• **Source data**
* Start *

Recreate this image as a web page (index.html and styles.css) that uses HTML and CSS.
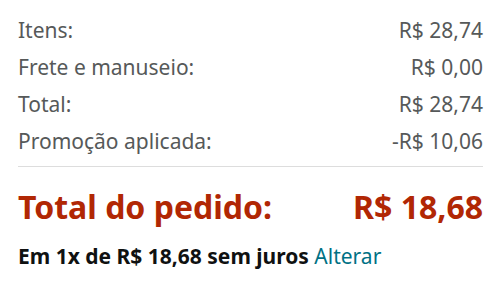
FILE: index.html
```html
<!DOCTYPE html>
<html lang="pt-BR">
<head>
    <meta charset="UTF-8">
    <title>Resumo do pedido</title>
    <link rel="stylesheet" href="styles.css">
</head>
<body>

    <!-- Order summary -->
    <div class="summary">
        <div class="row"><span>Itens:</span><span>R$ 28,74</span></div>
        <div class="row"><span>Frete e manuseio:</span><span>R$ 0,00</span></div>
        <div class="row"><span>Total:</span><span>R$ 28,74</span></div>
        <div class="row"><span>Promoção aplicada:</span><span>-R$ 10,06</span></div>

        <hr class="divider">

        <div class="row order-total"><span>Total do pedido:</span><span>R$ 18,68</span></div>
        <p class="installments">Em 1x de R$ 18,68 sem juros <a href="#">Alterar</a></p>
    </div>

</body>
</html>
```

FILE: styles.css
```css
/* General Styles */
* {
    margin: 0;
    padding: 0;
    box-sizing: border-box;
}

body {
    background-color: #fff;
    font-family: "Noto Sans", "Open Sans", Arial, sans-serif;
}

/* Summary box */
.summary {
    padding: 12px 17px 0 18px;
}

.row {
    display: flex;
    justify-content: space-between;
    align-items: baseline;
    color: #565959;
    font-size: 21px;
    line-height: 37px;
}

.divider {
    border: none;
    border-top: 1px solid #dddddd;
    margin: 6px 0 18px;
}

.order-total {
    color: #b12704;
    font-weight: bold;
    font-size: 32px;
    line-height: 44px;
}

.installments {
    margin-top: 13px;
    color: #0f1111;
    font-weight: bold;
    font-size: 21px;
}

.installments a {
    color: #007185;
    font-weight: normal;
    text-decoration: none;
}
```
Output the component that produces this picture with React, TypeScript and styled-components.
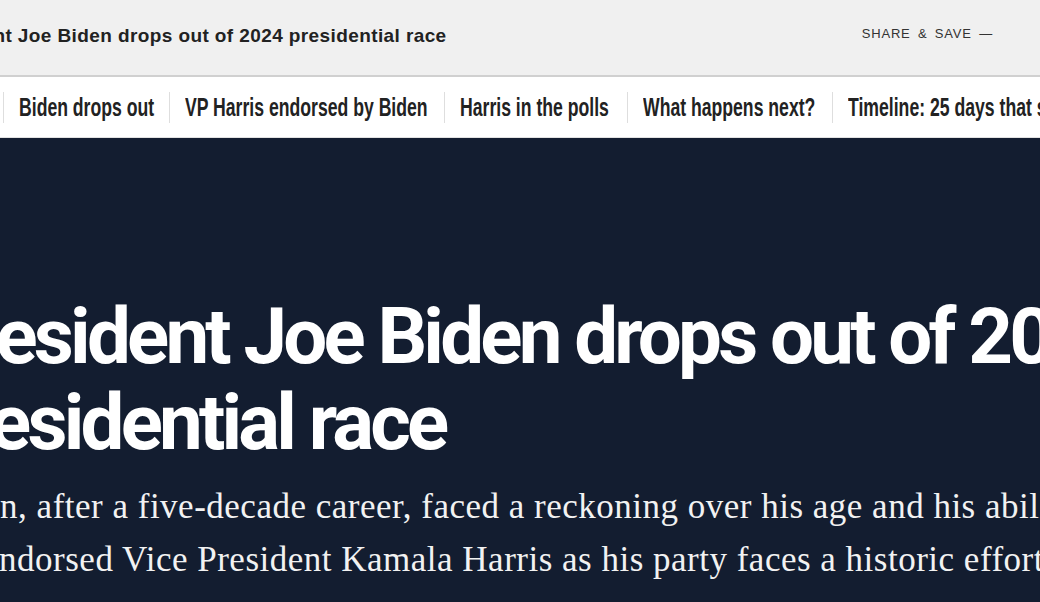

* End *

• **Your instructions**
Reproduce every entry word for word, but skip any pictures.

• **Solution for this exercise**
Recreate this image as a web page (index.html and styles.css) that uses HTML and CSS.
FILE: index.html
```html
<!DOCTYPE html>
<html lang="pt-BR">
<head>
    <meta charset="UTF-8">
    <title>Resumo do pedido</title>
    <link rel="stylesheet" href="styles.css">
</head>
<body>

    <!-- Order summary -->
    <div class="summary">
        <div class="row"><span>Itens:</span><span>R$ 28,74</span></div>
        <div class="row"><span>Frete e manuseio:</span><span>R$ 0,00</span></div>
        <div class="row"><span>Total:</span><span>R$ 28,74</span></div>
        <div class="row"><span>Promoção aplicada:</span><span>-R$ 10,06</span></div>

        <hr class="divider">

        <div class="row order-total"><span>Total do pedido:</span><span>R$ 18,68</span></div>
        <p class="installments">Em 1x de R$ 18,68 sem juros <a href="#">Alterar</a></p>
    </div>

</body>
</html>
```

FILE: styles.css
```css
/* General Styles */
* {
    margin: 0;
    padding: 0;
    box-sizing: border-box;
}

body {
    background-color: #fff;
    font-family: "Noto Sans", "Open Sans", Arial, sans-serif;
}

/* Summary box */
.summary {
    padding: 12px 17px 0 18px;
}

.row {
    display: flex;
    justify-content: space-between;
    align-items: baseline;
    color: #565959;
    font-size: 21px;
    line-height: 37px;
}

.divider {
    border: none;
    border-top: 1px solid #dddddd;
    margin: 6px 0 18px;
}

.order-total {
    color: #b12704;
    font-weight: bold;
    font-size: 32px;
    line-height: 44px;
}

.installments {
    margin-top: 13px;
    color: #0f1111;
    font-weight: bold;
    font-size: 21px;
}

.installments a {
    color: #007185;
    font-weight: normal;
    text-decoration: none;
}
```
Output the component that produces this picture with React, TypeScript and styled-components.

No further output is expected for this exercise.